┌──

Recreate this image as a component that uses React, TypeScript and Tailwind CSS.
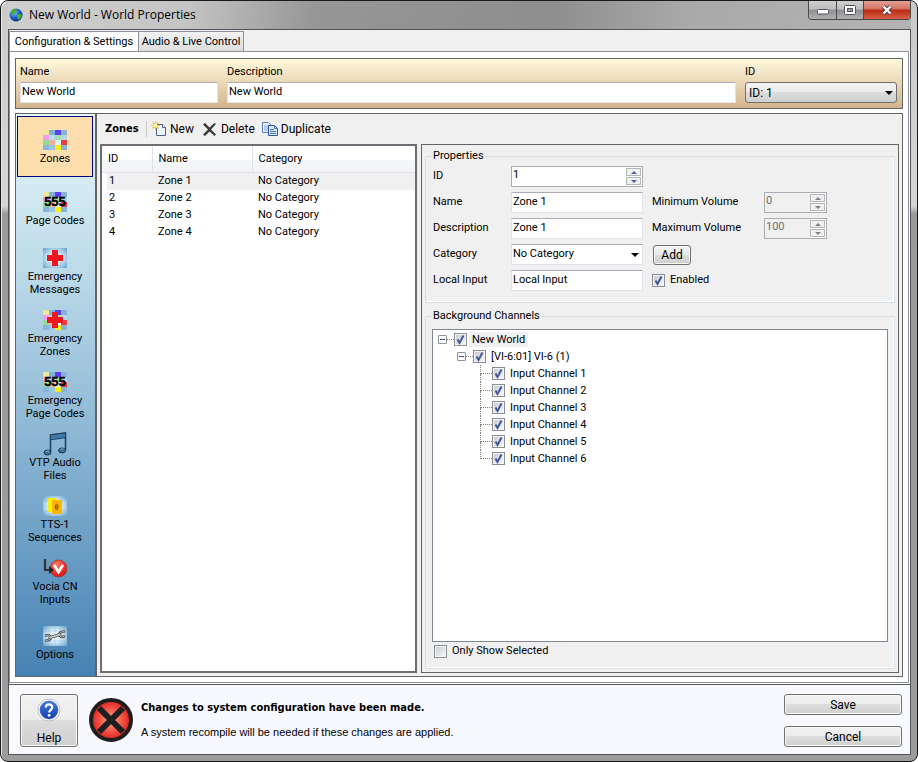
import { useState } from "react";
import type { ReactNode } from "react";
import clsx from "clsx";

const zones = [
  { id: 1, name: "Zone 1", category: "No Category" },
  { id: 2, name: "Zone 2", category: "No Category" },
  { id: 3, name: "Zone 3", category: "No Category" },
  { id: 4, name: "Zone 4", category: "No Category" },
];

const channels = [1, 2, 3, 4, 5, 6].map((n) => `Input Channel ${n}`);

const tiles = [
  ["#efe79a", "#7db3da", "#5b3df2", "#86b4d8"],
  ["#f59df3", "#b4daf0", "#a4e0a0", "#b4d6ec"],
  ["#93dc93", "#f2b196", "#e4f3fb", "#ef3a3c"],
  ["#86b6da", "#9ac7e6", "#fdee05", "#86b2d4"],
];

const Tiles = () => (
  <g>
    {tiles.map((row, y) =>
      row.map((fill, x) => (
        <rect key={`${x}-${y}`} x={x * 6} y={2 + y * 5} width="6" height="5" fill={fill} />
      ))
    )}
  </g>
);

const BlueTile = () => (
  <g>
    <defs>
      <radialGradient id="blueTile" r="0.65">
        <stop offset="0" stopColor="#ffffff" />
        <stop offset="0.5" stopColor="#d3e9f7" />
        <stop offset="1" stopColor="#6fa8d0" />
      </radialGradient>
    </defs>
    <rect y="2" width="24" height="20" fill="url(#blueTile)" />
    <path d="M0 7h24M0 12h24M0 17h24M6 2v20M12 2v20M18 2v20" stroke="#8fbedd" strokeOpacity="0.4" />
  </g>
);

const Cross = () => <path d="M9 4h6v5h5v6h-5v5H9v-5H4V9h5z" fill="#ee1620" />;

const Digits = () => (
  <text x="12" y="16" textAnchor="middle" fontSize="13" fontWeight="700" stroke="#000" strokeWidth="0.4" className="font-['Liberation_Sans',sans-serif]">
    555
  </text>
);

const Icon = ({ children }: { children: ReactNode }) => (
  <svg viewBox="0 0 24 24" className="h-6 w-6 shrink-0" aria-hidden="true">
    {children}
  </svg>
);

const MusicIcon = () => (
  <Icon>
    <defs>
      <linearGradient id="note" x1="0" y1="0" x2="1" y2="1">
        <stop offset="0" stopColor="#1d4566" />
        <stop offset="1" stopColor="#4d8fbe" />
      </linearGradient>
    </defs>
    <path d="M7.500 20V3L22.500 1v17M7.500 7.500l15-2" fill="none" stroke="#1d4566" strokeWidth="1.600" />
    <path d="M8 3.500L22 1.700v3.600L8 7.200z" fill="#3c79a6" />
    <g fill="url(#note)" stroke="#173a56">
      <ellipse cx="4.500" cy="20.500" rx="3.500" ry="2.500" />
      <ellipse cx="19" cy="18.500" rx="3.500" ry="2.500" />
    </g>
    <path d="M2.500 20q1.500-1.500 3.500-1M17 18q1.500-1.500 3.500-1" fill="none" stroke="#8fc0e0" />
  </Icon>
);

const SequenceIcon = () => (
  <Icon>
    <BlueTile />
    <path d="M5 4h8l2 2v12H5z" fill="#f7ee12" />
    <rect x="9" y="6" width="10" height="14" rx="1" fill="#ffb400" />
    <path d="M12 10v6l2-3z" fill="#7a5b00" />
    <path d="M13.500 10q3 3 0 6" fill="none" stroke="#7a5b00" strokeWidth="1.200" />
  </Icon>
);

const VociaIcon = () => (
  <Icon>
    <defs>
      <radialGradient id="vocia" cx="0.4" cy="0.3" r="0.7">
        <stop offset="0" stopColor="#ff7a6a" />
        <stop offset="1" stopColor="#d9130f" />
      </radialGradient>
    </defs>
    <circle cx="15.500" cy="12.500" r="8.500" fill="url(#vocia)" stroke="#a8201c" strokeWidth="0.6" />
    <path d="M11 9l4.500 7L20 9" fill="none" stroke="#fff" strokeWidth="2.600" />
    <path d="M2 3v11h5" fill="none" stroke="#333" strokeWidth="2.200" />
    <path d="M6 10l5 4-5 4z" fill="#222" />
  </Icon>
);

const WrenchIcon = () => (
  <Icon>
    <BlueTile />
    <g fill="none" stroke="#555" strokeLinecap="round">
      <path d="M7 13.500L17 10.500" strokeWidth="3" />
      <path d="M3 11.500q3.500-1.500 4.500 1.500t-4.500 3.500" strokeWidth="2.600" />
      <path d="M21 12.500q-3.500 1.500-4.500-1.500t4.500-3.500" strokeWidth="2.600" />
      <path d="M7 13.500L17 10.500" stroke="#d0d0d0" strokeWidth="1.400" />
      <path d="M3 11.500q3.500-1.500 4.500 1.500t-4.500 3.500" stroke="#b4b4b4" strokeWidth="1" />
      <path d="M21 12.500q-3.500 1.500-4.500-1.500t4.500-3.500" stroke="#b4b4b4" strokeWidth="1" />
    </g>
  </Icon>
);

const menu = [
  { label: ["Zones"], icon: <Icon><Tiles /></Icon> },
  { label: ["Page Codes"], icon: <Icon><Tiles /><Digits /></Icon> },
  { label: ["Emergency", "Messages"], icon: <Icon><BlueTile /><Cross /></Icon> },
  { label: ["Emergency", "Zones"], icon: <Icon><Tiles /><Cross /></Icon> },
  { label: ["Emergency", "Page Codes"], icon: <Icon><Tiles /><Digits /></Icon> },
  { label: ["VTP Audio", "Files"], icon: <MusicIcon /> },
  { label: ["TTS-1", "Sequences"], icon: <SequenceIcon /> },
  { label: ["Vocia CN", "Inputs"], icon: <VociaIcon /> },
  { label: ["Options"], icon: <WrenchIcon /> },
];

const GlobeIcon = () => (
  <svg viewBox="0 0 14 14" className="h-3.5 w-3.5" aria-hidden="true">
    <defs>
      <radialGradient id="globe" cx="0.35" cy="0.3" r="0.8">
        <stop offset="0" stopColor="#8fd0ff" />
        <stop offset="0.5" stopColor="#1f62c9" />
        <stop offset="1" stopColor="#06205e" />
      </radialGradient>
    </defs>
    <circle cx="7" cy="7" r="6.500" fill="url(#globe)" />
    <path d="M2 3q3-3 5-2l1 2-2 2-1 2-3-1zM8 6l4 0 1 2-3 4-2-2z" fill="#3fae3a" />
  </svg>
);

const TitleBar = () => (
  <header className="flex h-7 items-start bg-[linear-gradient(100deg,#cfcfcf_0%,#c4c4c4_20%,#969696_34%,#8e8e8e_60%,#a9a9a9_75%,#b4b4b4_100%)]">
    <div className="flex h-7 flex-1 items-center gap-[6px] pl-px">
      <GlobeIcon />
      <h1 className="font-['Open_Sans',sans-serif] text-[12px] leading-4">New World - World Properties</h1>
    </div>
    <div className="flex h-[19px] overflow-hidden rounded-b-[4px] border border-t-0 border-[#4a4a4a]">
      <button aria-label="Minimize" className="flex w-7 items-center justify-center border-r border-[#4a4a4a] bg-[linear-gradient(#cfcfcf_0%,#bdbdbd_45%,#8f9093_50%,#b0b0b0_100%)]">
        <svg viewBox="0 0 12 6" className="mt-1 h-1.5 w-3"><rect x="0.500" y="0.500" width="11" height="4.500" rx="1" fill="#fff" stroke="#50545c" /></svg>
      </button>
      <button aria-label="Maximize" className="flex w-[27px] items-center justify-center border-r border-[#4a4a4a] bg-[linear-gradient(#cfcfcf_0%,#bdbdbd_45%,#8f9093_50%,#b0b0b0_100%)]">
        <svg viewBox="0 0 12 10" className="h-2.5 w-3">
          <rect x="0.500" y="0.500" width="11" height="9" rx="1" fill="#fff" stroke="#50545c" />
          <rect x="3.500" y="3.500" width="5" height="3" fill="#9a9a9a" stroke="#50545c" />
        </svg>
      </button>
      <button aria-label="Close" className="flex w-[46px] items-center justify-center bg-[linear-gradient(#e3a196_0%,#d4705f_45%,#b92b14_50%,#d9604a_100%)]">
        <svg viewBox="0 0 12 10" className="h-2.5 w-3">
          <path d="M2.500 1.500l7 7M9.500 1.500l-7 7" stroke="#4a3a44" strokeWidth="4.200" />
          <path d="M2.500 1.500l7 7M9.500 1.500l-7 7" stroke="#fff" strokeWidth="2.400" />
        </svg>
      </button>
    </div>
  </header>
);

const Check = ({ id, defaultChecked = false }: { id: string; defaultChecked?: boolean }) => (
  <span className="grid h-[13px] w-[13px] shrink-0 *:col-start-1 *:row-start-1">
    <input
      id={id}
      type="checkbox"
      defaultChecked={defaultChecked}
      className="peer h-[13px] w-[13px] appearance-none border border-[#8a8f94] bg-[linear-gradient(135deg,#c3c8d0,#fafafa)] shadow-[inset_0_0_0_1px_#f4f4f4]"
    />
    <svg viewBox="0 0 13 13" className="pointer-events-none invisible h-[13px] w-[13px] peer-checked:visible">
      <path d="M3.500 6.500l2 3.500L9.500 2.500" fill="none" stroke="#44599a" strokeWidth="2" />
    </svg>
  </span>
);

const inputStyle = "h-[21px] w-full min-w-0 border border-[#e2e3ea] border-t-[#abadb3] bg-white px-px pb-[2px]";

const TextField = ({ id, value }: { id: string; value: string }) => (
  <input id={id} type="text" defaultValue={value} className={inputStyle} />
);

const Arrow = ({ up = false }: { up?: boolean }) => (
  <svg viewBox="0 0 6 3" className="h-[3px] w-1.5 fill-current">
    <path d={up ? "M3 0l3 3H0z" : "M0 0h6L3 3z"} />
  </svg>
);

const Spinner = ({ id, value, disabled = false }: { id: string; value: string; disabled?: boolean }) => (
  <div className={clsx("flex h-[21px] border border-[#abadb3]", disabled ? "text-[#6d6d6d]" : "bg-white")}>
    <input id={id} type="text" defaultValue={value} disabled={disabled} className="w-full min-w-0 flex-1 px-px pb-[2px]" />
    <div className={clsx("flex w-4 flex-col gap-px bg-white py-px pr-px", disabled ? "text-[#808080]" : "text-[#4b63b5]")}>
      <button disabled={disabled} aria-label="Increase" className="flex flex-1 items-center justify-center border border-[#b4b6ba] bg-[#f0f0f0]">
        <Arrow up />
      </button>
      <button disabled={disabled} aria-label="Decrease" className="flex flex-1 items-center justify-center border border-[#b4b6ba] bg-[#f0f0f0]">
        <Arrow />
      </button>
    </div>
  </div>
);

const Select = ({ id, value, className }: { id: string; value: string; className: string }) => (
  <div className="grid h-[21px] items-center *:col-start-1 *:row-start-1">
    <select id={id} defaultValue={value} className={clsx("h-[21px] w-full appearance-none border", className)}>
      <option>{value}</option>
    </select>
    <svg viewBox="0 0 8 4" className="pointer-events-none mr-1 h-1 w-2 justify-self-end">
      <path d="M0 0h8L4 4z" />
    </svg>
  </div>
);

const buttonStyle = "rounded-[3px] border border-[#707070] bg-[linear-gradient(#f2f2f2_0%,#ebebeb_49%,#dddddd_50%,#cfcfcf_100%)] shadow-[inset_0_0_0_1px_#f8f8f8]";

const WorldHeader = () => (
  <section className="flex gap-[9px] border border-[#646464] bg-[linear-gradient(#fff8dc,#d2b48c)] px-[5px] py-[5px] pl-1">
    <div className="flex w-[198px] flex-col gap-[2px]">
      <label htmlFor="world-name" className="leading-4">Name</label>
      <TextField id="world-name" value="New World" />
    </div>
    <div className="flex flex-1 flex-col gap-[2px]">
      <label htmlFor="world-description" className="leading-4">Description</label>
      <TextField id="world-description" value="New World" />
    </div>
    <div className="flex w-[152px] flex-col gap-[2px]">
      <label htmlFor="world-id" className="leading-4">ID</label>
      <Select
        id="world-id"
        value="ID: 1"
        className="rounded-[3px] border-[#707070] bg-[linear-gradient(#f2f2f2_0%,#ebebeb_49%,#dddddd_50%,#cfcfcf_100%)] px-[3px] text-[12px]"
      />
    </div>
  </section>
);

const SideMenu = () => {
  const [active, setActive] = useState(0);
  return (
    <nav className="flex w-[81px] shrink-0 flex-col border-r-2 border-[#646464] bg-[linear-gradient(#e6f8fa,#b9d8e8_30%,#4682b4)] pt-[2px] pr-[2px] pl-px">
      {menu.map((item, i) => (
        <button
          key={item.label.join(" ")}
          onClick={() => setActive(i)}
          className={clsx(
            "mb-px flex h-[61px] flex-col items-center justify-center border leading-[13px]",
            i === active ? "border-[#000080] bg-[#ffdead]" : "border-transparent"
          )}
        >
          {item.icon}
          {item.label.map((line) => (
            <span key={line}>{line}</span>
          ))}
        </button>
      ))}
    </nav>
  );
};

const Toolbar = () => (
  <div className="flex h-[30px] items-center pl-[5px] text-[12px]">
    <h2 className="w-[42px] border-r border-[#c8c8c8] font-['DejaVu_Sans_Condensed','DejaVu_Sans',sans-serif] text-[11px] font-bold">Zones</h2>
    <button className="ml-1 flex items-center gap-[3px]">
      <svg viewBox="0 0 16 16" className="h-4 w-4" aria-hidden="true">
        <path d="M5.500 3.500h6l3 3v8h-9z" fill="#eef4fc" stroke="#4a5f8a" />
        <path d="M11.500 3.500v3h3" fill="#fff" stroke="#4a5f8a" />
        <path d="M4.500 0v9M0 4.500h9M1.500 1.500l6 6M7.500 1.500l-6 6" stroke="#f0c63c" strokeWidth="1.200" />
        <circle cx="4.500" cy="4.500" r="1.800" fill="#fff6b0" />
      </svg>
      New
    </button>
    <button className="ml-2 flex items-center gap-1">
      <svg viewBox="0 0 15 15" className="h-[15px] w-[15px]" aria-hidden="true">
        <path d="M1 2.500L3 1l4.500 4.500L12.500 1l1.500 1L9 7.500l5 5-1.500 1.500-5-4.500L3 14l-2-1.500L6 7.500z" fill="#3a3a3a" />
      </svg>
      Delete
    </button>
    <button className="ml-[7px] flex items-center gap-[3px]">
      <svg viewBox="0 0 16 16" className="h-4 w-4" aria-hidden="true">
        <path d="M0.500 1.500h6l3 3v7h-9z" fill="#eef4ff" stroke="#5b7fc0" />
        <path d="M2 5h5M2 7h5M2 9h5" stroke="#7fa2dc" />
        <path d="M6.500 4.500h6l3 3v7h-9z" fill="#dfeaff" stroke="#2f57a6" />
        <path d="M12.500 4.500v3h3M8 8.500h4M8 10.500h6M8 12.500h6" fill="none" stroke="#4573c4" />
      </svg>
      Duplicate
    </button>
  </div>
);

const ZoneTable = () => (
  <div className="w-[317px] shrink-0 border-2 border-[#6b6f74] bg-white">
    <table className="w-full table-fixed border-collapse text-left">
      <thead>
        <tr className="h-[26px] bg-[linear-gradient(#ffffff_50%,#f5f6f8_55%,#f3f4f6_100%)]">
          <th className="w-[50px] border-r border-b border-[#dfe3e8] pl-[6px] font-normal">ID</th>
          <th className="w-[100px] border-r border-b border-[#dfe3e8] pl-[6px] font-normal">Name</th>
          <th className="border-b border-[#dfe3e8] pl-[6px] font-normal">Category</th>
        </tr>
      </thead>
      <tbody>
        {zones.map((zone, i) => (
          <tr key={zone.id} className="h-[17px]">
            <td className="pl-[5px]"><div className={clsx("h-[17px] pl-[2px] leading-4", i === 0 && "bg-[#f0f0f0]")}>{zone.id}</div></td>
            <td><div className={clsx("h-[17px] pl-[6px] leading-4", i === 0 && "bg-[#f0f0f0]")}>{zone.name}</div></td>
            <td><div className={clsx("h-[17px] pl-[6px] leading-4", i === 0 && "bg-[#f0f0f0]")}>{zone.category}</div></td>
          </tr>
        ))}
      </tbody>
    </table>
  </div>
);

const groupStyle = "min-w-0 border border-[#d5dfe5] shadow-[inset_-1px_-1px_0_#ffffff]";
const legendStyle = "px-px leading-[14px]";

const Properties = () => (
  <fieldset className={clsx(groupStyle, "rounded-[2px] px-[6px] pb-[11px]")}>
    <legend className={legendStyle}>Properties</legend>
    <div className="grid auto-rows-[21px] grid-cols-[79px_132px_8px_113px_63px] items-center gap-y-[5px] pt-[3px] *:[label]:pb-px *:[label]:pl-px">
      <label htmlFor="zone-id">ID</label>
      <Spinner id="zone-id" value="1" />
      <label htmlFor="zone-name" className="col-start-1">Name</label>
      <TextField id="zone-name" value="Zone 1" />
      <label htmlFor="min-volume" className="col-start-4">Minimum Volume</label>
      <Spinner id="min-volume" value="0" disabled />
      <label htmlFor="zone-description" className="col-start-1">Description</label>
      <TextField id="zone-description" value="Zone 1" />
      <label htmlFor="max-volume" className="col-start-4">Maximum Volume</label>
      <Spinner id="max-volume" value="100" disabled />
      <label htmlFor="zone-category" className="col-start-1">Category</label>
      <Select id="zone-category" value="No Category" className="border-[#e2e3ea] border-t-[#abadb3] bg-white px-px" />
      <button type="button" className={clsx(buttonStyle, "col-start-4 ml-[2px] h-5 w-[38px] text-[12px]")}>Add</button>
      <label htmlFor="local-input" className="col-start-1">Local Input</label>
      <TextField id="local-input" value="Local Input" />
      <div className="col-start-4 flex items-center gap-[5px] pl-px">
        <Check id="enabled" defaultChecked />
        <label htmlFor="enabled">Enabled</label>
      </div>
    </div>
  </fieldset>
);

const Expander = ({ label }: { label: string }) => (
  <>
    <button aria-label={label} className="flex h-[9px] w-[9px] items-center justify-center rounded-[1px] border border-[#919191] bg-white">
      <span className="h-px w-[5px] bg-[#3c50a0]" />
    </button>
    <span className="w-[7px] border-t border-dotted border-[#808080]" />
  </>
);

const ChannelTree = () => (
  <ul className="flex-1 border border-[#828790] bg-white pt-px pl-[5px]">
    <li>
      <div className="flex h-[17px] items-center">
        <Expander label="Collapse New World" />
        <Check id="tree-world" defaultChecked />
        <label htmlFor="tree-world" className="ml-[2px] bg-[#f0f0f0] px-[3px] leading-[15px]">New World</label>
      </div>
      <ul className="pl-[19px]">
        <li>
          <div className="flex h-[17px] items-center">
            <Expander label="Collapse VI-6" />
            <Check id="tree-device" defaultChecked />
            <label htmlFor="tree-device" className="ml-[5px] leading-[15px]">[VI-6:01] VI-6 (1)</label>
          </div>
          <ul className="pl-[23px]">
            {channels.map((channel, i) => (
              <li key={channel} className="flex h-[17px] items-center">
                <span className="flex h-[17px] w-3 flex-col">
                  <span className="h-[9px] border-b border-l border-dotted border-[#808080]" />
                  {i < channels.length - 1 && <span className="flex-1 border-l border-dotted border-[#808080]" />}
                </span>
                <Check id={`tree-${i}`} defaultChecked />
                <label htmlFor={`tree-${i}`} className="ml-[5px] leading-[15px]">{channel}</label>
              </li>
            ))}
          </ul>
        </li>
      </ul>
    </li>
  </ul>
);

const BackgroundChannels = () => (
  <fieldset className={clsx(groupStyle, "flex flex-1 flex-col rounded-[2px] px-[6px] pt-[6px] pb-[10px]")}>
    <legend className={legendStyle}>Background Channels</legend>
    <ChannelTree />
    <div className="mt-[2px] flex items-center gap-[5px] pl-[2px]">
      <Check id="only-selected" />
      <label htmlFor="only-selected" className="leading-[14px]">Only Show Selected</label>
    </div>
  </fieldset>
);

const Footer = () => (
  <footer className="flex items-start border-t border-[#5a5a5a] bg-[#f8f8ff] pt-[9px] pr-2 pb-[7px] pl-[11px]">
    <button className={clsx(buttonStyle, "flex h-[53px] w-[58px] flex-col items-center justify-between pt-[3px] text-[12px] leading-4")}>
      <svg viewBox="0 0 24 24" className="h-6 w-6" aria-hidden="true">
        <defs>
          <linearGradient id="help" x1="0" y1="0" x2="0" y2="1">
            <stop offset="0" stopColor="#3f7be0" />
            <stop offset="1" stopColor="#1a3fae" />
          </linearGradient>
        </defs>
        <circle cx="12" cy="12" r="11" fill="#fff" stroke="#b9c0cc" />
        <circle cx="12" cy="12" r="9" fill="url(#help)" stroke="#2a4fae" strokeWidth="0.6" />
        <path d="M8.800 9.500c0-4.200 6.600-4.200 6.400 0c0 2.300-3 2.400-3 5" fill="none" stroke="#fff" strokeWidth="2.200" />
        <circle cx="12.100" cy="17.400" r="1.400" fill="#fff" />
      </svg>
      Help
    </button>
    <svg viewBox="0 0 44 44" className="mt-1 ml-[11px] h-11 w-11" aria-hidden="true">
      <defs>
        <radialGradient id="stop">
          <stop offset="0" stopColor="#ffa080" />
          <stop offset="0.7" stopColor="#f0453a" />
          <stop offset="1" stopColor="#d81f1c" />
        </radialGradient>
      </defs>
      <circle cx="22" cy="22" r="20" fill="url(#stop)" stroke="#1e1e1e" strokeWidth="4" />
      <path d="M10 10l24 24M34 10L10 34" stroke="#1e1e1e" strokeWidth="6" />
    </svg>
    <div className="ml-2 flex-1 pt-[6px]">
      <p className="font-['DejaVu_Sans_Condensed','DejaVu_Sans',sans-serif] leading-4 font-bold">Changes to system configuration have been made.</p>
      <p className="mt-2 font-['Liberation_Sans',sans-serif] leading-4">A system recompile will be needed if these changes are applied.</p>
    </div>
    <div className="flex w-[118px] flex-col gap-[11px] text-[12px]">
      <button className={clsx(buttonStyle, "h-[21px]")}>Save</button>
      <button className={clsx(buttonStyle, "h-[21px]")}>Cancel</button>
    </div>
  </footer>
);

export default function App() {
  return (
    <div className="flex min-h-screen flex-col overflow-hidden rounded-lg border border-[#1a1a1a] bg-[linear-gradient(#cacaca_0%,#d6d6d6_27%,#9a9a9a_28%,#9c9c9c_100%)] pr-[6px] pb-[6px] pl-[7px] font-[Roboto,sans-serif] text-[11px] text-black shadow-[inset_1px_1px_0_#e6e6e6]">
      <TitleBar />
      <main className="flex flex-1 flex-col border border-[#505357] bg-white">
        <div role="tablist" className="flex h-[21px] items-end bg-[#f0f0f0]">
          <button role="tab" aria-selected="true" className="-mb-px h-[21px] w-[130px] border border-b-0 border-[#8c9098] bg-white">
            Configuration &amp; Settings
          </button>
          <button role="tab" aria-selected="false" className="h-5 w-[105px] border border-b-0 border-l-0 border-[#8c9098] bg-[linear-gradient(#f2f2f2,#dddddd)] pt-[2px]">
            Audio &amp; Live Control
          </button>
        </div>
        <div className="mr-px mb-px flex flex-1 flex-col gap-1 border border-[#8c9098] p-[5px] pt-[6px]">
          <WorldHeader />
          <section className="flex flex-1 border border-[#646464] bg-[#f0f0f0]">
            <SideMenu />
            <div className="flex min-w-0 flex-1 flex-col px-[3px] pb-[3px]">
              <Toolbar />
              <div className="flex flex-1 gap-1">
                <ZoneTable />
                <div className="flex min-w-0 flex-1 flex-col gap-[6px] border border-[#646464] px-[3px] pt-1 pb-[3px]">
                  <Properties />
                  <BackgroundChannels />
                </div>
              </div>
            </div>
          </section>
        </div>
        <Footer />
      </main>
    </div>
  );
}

└──

### Written instruction
Give back exactly the lines from the first line of the data through the line with "const channels = [1, 2, 3, 4, 5, 6].map((n)", pictures excluded.

### Solved problem
Recreate this image as a component that uses React, TypeScript and Tailwind CSS.
import { useState } from "react";
import type { ReactNode } from "react";
import clsx from "clsx";

const zones = [
  { id: 1, name: "Zone 1", category: "No Category" },
  { id: 2, name: "Zone 2", category: "No Category" },
  { id: 3, name: "Zone 3", category: "No Category" },
  { id: 4, name: "Zone 4", category: "No Category" },
];

const channels = [1, 2, 3, 4, 5, 6].map((n) => `Input Channel ${n}`);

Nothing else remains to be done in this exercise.